- **Short exercise**
Leave out the pictures and set down exactly the lines from the start of the listing through the one with "fontFamily: 'Inter, sans-serif'", both included.

- **Data lines**
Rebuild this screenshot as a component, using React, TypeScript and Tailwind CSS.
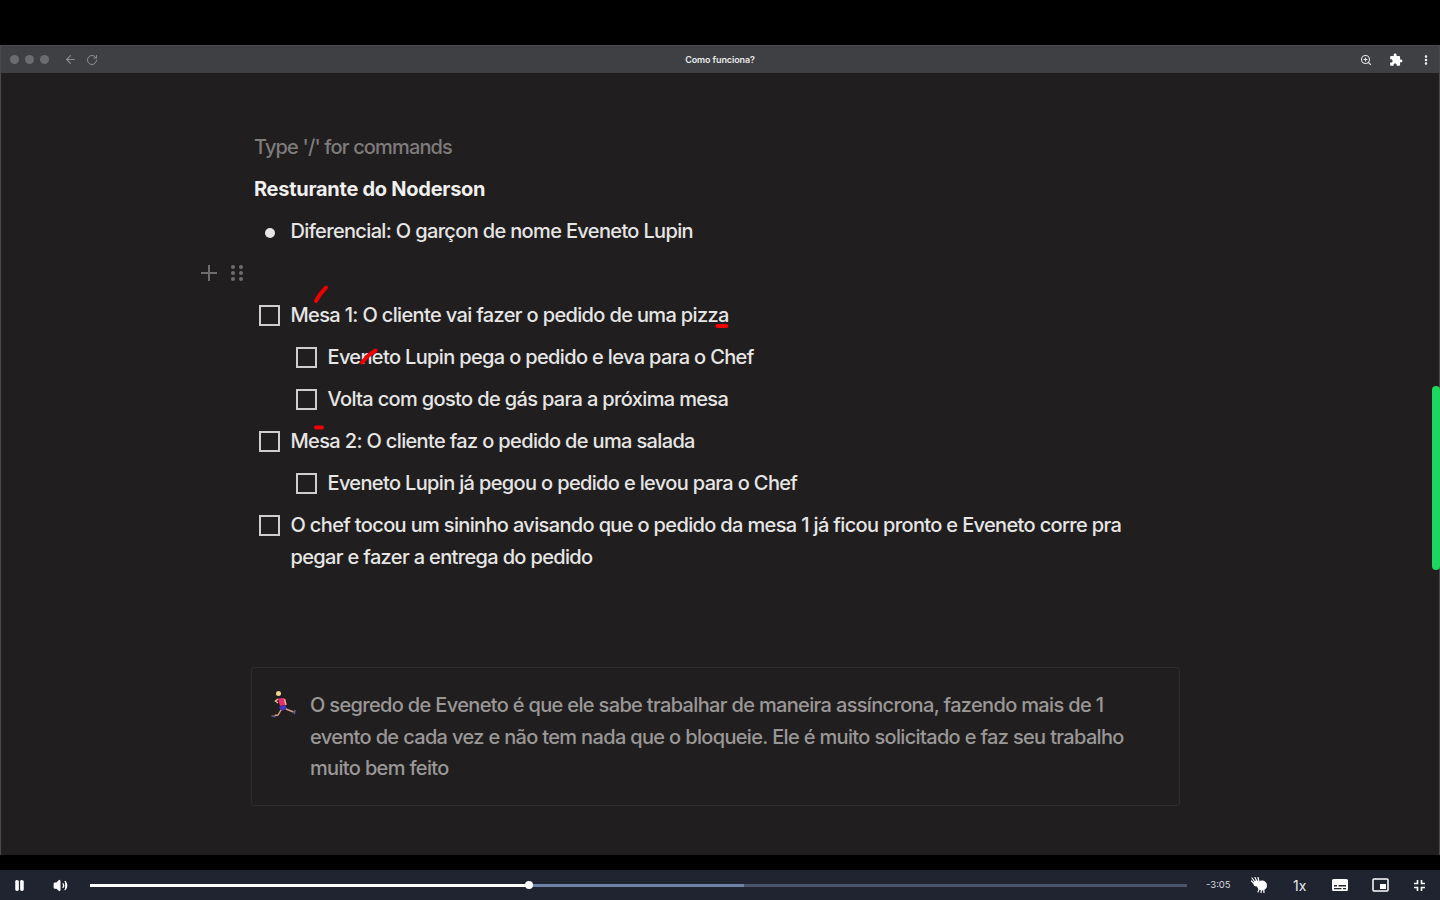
import { ArrowLeft, MoreVertical, Pause, RotateCw, Volume2, ZoomIn } from 'lucide-react'

const font = { fontFamily: 'Inter, sans-serif' }

const CheckRow = ({ text, nested = false }: { text: string; nested?: boolean }) => (
  <div className={`flex items-start ${nested ? 'pl-[42px]' : 'pl-[5px]'}`}>
    <span className="mt-[6px] h-[21px] w-[21px] shrink-0 border-2 border-[#cfcecd]" />
    <p className="ml-[10.500px] w-[860px] text-[20px] font-medium leading-[32px] tracking-[-0.65px] text-[#e6e6e5]">{text}</p>
  </div>
)

const Mark = ({ className, d }: { className: string; d: string }) => (
  <svg className={`absolute ${className}`} width="20" height="20" viewBox="0 0 20 20" fill="none">
    <path d={d} stroke="#f00000" strokeWidth="4" strokeLinecap="round" />
  </svg>
)

const Runner = () => (
  <svg className="shrink-0" width="28" height="28" viewBox="0 0 28 28" fill="none">
    <circle cx="8.500" cy="3.500" r="2.500" fill="#ecd98e" />
    <path d="M8 8.500l6-.5 2 7-6 1z" fill="#ee2a6f" />
    <path d="M8 9l-2.500 2 2.500 2" stroke="#e8b98c" strokeWidth="1.500" />
    <path d="M14.500 9l1.500 6" stroke="#e8b98c" strokeWidth="1.400" />
    <path d="M9 17l6-2 2 4-6 2z" fill="#4b36c4" />
    <path d="M16 19l7.500 3" stroke="#d9a27b" strokeWidth="1.400" />
    <path d="M11 20l-3 5-3.500 .5" stroke="#d9a27b" strokeWidth="1.400" />
    <path d="M25 20l-.8 4" stroke="#5a5a8c" strokeWidth="1.800" />
    <path d="M1.500 25.500l4 1.500" stroke="#5a5a8c" strokeWidth="1.800" />
  </svg>
)

const Extension = () => (
  <svg className="ml-[17px]" width="14" height="14" viewBox="0 0 24 24" fill="white">
    <path d="M20.500 11H19V7c0-1.100-.9-2-2-2h-4V3.500C13 2.120 11.880 1 10.500 1S8 2.120 8 3.500V5H4c-1.100 0-1.990.9-1.990 2v3.800H3.500c1.490 0 2.700 1.210 2.700 2.700s-1.210 2.700-2.700 2.700H2V20c0 1.100.9 2 2 2h3.800v-1.500c0-1.490 1.210-2.700 2.700-2.700 1.490 0 2.700 1.210 2.700 2.700V22H17c1.100 0 2-.9 2-2v-4h1.500c1.380 0 2.500-1.120 2.500-2.500S21.880 11 20.500 11z" />
  </svg>
)

const Hands = () => (
  <svg width="18" height="16" viewBox="0 0 18 16" fill="white">
    <circle cx="11" cy="8.500" r="5" />
    <circle cx="5.500" cy="6.500" r="3" />
    <path d="M1 1l3 4M4 .5l2 4M7 .5l1 4M.5 4l3 3M7 15l1.500-4M10 16l.5-4M13 16l-.3-4" stroke="white" strokeWidth="1.200" strokeLinecap="round" />
  </svg>
)

const Subtitles = () => (
  <svg width="16" height="12" viewBox="0 0 16 12">
    <path fillRule="evenodd" d="M1.500 0h13A1.500 1.500 0 0 1 16 1.500v9a1.500 1.500 0 0 1-1.500 1.500h-13A1.500 1.500 0 0 1 0 10.500v-9A1.500 1.500 0 0 1 1.500 0zM2 6v1.500h3V6zm4.500 0v1.500H14V6zM2 9v1.300h7.500V9zm9 0v1.300h3V9z" fill="white" />
  </svg>
)

const Pip = () => (
  <svg width="17" height="14" viewBox="0 0 17 14" fill="none">
    <rect x="1" y="1" width="15" height="12" rx="1" stroke="white" strokeWidth="1.500" />
    <rect x="8" y="6" width="6" height="5" fill="white" />
  </svg>
)

const Shrink = () => (
  <svg width="11" height="11" viewBox="0 0 11 11" fill="none" stroke="white" strokeWidth="1.600">
    <path d="M3.500 0v3.500H0M7.500 0v3.500H11M3.500 11V7.500H0M7.500 11V7.500H11" />
  </svg>
)

export default function App() {
  return (
    <div className="relative flex h-[900px] w-[1440px] flex-col overflow-hidden bg-black" style={font}>
      <div className="mt-[45px] flex h-[810px] flex-col border border-b-0 border-[#4a4a4c] bg-[#211e1f]">
        <header className="relative flex h-[27px] shrink-0 items-center bg-[#3f4044] px-[7px] text-white">
          <div className="ml-[2px] flex items-center gap-[6px]">
            <span className="h-[9px] w-[9px] rounded-full bg-[#6b6c70]" />
            <span className="h-[9px] w-[9px] rounded-full bg-[#6b6c70]" />
            <span className="h-[9px] w-[9px] rounded-full bg-[#6b6c70]" />
          </div>
          <ArrowLeft className="ml-[15px] text-[#8d8e92]" size={13} strokeWidth={2} />
          <RotateCw className="ml-[9px] text-[#8d8e92]" size={12} strokeWidth={2} />
          <span className="absolute left-0 right-0 text-center text-[9px] font-semibold tracking-[-0.1px] text-[#e9e9ea]">Como funciona?</span>
          <div className="ml-auto flex items-center">
            <ZoomIn size={12} strokeWidth={2.200} className="text-[#e6e6e7]" />
            <Extension />
            <MoreVertical size={12} strokeWidth={3} className="ml-[17px] text-white" />
          </div>
        </header>

        <main className="relative flex-1 pl-[253px] pt-[58px]">
          <div className="flex w-[890px] flex-col gap-[10px]">
            <p className="text-[20px] font-medium leading-[32px] tracking-[-0.85px] text-[#7e7c7b]">Type '/' for commands</p>
            <p className="text-[20px] font-bold leading-[32px] tracking-[-0.27px] text-[#f0f0ef]">Resturante do Noderson</p>
            <div className="flex items-start pl-[11px]">
              <span className="mt-[13px] h-[10px] w-[10px] shrink-0 rounded-full bg-[#e6e6e5]" />
              <p className="ml-[15.500px] text-[20px] font-medium leading-[32px] tracking-[-0.65px] text-[#e6e6e5]">Diferencial: O garçon de nome Eveneto Lupin</p>
            </div>
            <div className="relative h-[32px]">
              <div className="absolute -left-[54px] top-[7px] flex items-center gap-[13px]">
                <svg width="18" height="18" viewBox="0 0 18 18" stroke="#6f6d6c" strokeWidth="2"><path d="M9 1v16M1 9h16" /></svg>
                <svg width="12" height="18" viewBox="0 0 12 18" fill="#6f6d6c">
                  <circle cx="2" cy="3" r="2" /><circle cx="10" cy="3" r="2" />
                  <circle cx="2" cy="9" r="2" /><circle cx="10" cy="9" r="2" />
                  <circle cx="2" cy="15" r="2" /><circle cx="10" cy="15" r="2" />
                </svg>
              </div>
            </div>
            <CheckRow text="Mesa 1: O cliente vai fazer o pedido de uma pizza" />
            <CheckRow nested text="Eveneto Lupin pega o pedido e leva para o Chef" />
            <CheckRow nested text="Volta com gosto de gás para a próxima mesa" />
            <CheckRow text="Mesa 2: O cliente faz o pedido de uma salada" />
            <CheckRow nested text="Eveneto Lupin já pegou o pedido e levou para o Chef" />
            <CheckRow text="O chef tocou um sininho avisando que o pedido da mesa 1 já ficou pronto e Eveneto corre pra pegar e fazer a entrega do pedido" />
          </div>

          <aside className="-ml-[3px] mt-[94px] flex h-[139px] w-[929px] rounded-[3px] border border-[#2f2c2d] pl-[18px] pt-[22px]">
            <Runner />
            <p className="ml-[12px] w-[830px] text-[20px] font-medium leading-[31.500px] tracking-[-0.66px] text-[#9a9897]">
              O segredo de Eveneto é que ele sabe trabalhar de maneira assíncrona, fazendo mais de 1 evento de cada vez e não tem nada que o bloqueie. Ele é muito solicitado e faz seu trabalho muito bem feito
            </p>
          </aside>
        </main>
      </div>

      {/* caneta vermelha e barra verde por cima do vídeo */}
      <Mark className="left-[311px] top-[284px]" d="M5 17L9 10.500 15 3.500" />
      <Mark className="left-[712px] top-[316px]" d="M5.500 10L14.500 10" />
      <Mark className="left-[358px] top-[347px]" d="M4 15.500L11 8 17.500 3.500" />
      <Mark className="left-[309px] top-[417px]" d="M7 10.500L13 10.500" />
      <span className="absolute left-[1432px] top-[386px] h-[184px] w-[8px] rounded-full bg-[#1ed760]" />

      <footer className="mt-[15px] flex h-[30px] items-center bg-[#1f2430] text-white">
        <Pause className="ml-[13px]" size={13} fill="white" strokeWidth={1.500} />
        <Volume2 className="ml-[27px]" size={15} fill="white" strokeWidth={2} />
        <div className="relative ml-[22px] h-[3px] w-[1097px] bg-[#4a5468]">
          <div className="absolute left-0 top-0 h-[3px] w-[654px] bg-[#6f82a8]" />
          <div className="absolute left-0 top-0 h-[3px] w-[439px] bg-white" />
          <span className="absolute left-[435px] -top-[2.500px] h-[8px] w-[8px] rounded-full bg-white" />
        </div>
        <span className="ml-[19px] w-[23px] text-[9.500px] text-[#d8dade]">-3:05</span>
        <span className="ml-[22px] flex w-[18px]"><Hands /></span>
        <span className="ml-[24px] text-[14px] text-[#e8e9eb]">1x</span>
        <span className="ml-[26px] flex"><Subtitles /></span>
        <span className="ml-[24px] flex"><Pip /></span>
        <span className="ml-[25px] flex"><Shrink /></span>
      </footer>
    </div>
  )
}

- **Task output**
Rebuild this screenshot as a component, using React, TypeScript and Tailwind CSS.
import { ArrowLeft, MoreVertical, Pause, RotateCw, Volume2, ZoomIn } from 'lucide-react'

const font = { fontFamily: 'Inter, sans-serif' }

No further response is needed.